Aim of the exercise: Exclude all pictures, then copy each of the records exactly as written.

Recorded information:
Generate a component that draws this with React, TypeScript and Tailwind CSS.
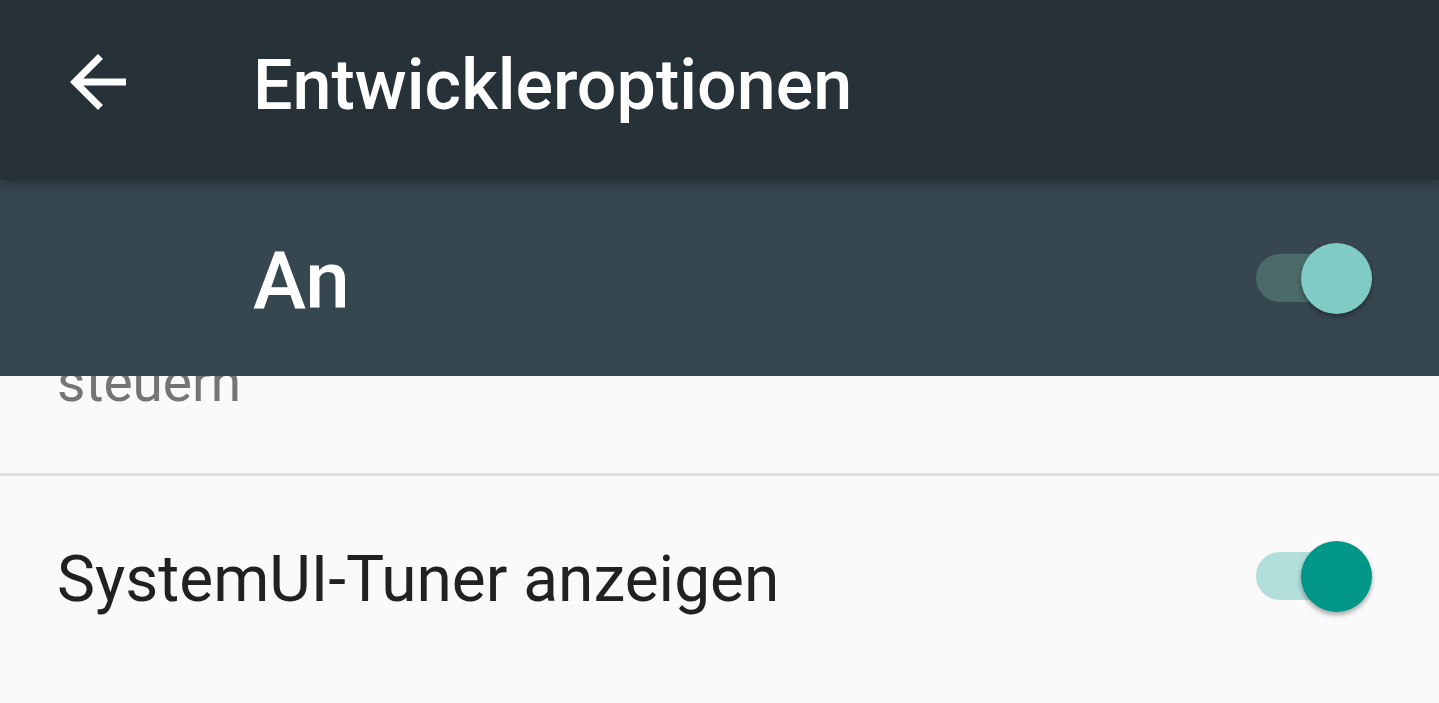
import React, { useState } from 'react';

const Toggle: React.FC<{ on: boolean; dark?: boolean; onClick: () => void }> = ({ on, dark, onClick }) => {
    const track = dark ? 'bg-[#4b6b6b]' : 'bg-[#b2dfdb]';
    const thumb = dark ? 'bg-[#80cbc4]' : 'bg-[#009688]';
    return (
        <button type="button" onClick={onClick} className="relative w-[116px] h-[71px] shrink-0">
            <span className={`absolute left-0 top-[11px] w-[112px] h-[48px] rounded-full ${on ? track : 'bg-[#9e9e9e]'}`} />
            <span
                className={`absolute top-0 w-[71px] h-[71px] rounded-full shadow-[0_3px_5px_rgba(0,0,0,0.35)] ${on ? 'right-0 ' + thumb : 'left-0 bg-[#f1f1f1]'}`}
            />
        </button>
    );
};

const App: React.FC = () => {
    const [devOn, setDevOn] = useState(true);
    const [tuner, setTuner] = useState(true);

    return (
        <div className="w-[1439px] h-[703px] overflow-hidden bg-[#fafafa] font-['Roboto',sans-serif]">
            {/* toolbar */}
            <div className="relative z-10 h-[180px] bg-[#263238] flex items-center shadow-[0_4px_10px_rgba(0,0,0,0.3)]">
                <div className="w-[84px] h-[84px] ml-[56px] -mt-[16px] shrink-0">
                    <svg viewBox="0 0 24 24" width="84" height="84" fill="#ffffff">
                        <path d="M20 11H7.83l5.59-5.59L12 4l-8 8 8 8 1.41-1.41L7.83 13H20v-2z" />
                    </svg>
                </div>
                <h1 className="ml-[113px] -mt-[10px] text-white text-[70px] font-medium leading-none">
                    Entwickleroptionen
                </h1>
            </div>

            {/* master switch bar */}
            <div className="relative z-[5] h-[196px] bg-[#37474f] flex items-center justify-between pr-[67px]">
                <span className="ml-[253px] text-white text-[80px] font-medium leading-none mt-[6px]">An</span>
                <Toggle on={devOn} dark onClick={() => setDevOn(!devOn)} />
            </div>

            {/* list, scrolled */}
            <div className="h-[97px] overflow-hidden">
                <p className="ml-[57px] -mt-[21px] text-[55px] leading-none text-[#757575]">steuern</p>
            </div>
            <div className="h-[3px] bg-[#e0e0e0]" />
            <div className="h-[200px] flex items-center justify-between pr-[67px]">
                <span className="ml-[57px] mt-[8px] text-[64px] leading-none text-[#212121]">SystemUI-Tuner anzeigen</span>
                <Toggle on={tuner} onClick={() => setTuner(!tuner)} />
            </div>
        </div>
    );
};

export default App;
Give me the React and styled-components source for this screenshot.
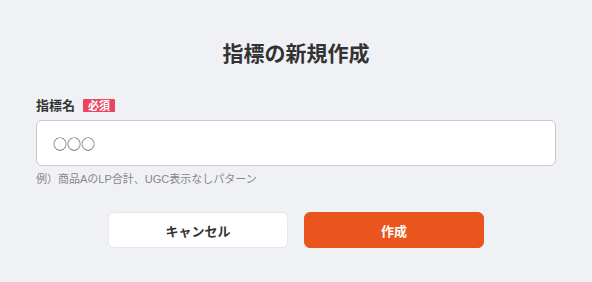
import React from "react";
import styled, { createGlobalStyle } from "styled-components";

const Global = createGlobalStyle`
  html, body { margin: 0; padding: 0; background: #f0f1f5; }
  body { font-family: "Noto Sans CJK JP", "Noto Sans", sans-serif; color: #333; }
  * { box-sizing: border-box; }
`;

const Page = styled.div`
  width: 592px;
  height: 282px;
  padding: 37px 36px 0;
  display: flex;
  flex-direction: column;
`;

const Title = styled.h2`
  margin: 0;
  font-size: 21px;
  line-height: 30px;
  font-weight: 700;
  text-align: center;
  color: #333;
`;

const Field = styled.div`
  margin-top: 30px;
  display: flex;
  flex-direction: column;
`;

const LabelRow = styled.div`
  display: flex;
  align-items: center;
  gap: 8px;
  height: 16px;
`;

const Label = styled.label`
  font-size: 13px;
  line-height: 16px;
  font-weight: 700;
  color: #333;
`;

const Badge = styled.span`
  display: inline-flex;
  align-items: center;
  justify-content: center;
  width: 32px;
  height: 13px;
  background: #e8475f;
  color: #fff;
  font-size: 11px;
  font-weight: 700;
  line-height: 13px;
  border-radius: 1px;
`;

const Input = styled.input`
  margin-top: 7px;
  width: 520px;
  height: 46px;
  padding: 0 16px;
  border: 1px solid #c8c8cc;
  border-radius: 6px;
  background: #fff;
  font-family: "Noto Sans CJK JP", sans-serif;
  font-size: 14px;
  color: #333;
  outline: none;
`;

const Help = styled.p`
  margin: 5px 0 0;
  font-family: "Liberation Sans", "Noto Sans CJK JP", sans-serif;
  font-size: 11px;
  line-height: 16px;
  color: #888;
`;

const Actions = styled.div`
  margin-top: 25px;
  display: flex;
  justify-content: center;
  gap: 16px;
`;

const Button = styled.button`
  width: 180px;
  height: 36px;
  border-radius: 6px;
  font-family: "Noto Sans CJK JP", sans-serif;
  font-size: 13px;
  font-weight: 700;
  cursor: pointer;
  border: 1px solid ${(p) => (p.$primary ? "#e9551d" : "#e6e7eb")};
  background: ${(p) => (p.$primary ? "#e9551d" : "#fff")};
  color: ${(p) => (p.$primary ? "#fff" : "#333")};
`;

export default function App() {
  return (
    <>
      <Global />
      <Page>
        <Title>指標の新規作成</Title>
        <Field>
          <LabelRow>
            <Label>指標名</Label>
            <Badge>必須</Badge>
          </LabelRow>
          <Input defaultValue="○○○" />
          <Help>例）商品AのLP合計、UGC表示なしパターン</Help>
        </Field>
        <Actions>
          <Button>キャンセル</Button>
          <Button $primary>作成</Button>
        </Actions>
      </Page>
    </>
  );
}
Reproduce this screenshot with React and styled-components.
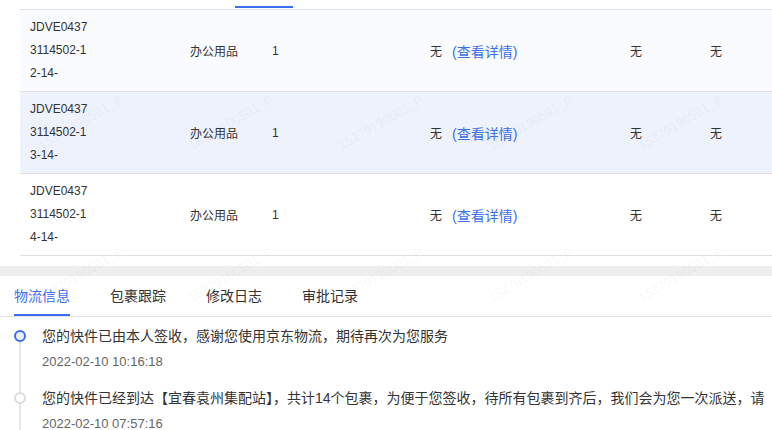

Result of this exercise:
Generate a component that draws this with React, TypeScript and Tailwind CSS.
import React, { useState } from 'react';

const Toggle: React.FC<{ on: boolean; dark?: boolean; onClick: () => void }> = ({ on, dark, onClick }) => {
    const track = dark ? 'bg-[#4b6b6b]' : 'bg-[#b2dfdb]';
    const thumb = dark ? 'bg-[#80cbc4]' : 'bg-[#009688]';
    return (
        <button type="button" onClick={onClick} className="relative w-[116px] h-[71px] shrink-0">
            <span className={`absolute left-0 top-[11px] w-[112px] h-[48px] rounded-full ${on ? track : 'bg-[#9e9e9e]'}`} />
            <span
                className={`absolute top-0 w-[71px] h-[71px] rounded-full shadow-[0_3px_5px_rgba(0,0,0,0.35)] ${on ? 'right-0 ' + thumb : 'left-0 bg-[#f1f1f1]'}`}
            />
        </button>
    );
};

const App: React.FC = () => {
    const [devOn, setDevOn] = useState(true);
    const [tuner, setTuner] = useState(true);

    return (
        <div className="w-[1439px] h-[703px] overflow-hidden bg-[#fafafa] font-['Roboto',sans-serif]">
            {/* toolbar */}
            <div className="relative z-10 h-[180px] bg-[#263238] flex items-center shadow-[0_4px_10px_rgba(0,0,0,0.3)]">
                <div className="w-[84px] h-[84px] ml-[56px] -mt-[16px] shrink-0">
                    <svg viewBox="0 0 24 24" width="84" height="84" fill="#ffffff">
                        <path d="M20 11H7.83l5.59-5.59L12 4l-8 8 8 8 1.41-1.41L7.83 13H20v-2z" />
                    </svg>
                </div>
                <h1 className="ml-[113px] -mt-[10px] text-white text-[70px] font-medium leading-none">
                    Entwickleroptionen
                </h1>
            </div>

            {/* master switch bar */}
            <div className="relative z-[5] h-[196px] bg-[#37474f] flex items-center justify-between pr-[67px]">
                <span className="ml-[253px] text-white text-[80px] font-medium leading-none mt-[6px]">An</span>
                <Toggle on={devOn} dark onClick={() => setDevOn(!devOn)} />
            </div>

            {/* list, scrolled */}
            <div className="h-[97px] overflow-hidden">
                <p className="ml-[57px] -mt-[21px] text-[55px] leading-none text-[#757575]">steuern</p>
            </div>
            <div className="h-[3px] bg-[#e0e0e0]" />
            <div className="h-[200px] flex items-center justify-between pr-[67px]">
                <span className="ml-[57px] mt-[8px] text-[64px] leading-none text-[#212121]">SystemUI-Tuner anzeigen</span>
                <Toggle on={tuner} onClick={() => setTuner(!tuner)} />
            </div>
        </div>
    );
};

export default App;
Give me the React and styled-components source for this screenshot.
import React from "react";
import styled, { createGlobalStyle } from "styled-components";

const Global = createGlobalStyle`
  html, body { margin: 0; padding: 0; background: #f0f1f5; }
  body { font-family: "Noto Sans CJK JP", "Noto Sans", sans-serif; color: #333; }
  * { box-sizing: border-box; }
`;

const Page = styled.div`
  width: 592px;
  height: 282px;
  padding: 37px 36px 0;
  display: flex;
  flex-direction: column;
`;

const Title = styled.h2`
  margin: 0;
  font-size: 21px;
  line-height: 30px;
  font-weight: 700;
  text-align: center;
  color: #333;
`;

const Field = styled.div`
  margin-top: 30px;
  display: flex;
  flex-direction: column;
`;

const LabelRow = styled.div`
  display: flex;
  align-items: center;
  gap: 8px;
  height: 16px;
`;

const Label = styled.label`
  font-size: 13px;
  line-height: 16px;
  font-weight: 700;
  color: #333;
`;

const Badge = styled.span`
  display: inline-flex;
  align-items: center;
  justify-content: center;
  width: 32px;
  height: 13px;
  background: #e8475f;
  color: #fff;
  font-size: 11px;
  font-weight: 700;
  line-height: 13px;
  border-radius: 1px;
`;

const Input = styled.input`
  margin-top: 7px;
  width: 520px;
  height: 46px;
  padding: 0 16px;
  border: 1px solid #c8c8cc;
  border-radius: 6px;
  background: #fff;
  font-family: "Noto Sans CJK JP", sans-serif;
  font-size: 14px;
  color: #333;
  outline: none;
`;

const Help = styled.p`
  margin: 5px 0 0;
  font-family: "Liberation Sans", "Noto Sans CJK JP", sans-serif;
  font-size: 11px;
  line-height: 16px;
  color: #888;
`;

const Actions = styled.div`
  margin-top: 25px;
  display: flex;
  justify-content: center;
  gap: 16px;
`;

const Button = styled.button`
  width: 180px;
  height: 36px;
  border-radius: 6px;
  font-family: "Noto Sans CJK JP", sans-serif;
  font-size: 13px;
  font-weight: 700;
  cursor: pointer;
  border: 1px solid ${(p) => (p.$primary ? "#e9551d" : "#e6e7eb")};
  background: ${(p) => (p.$primary ? "#e9551d" : "#fff")};
  color: ${(p) => (p.$primary ? "#fff" : "#333")};
`;

export default function App() {
  return (
    <>
      <Global />
      <Page>
        <Title>指標の新規作成</Title>
        <Field>
          <LabelRow>
            <Label>指標名</Label>
            <Badge>必須</Badge>
          </LabelRow>
          <Input defaultValue="○○○" />
          <Help>例）商品AのLP合計、UGC表示なしパターン</Help>
        </Field>
        <Actions>
          <Button>キャンセル</Button>
          <Button $primary>作成</Button>
        </Actions>
      </Page>
    </>
  );
}
Reproduce this screenshot with React and styled-components.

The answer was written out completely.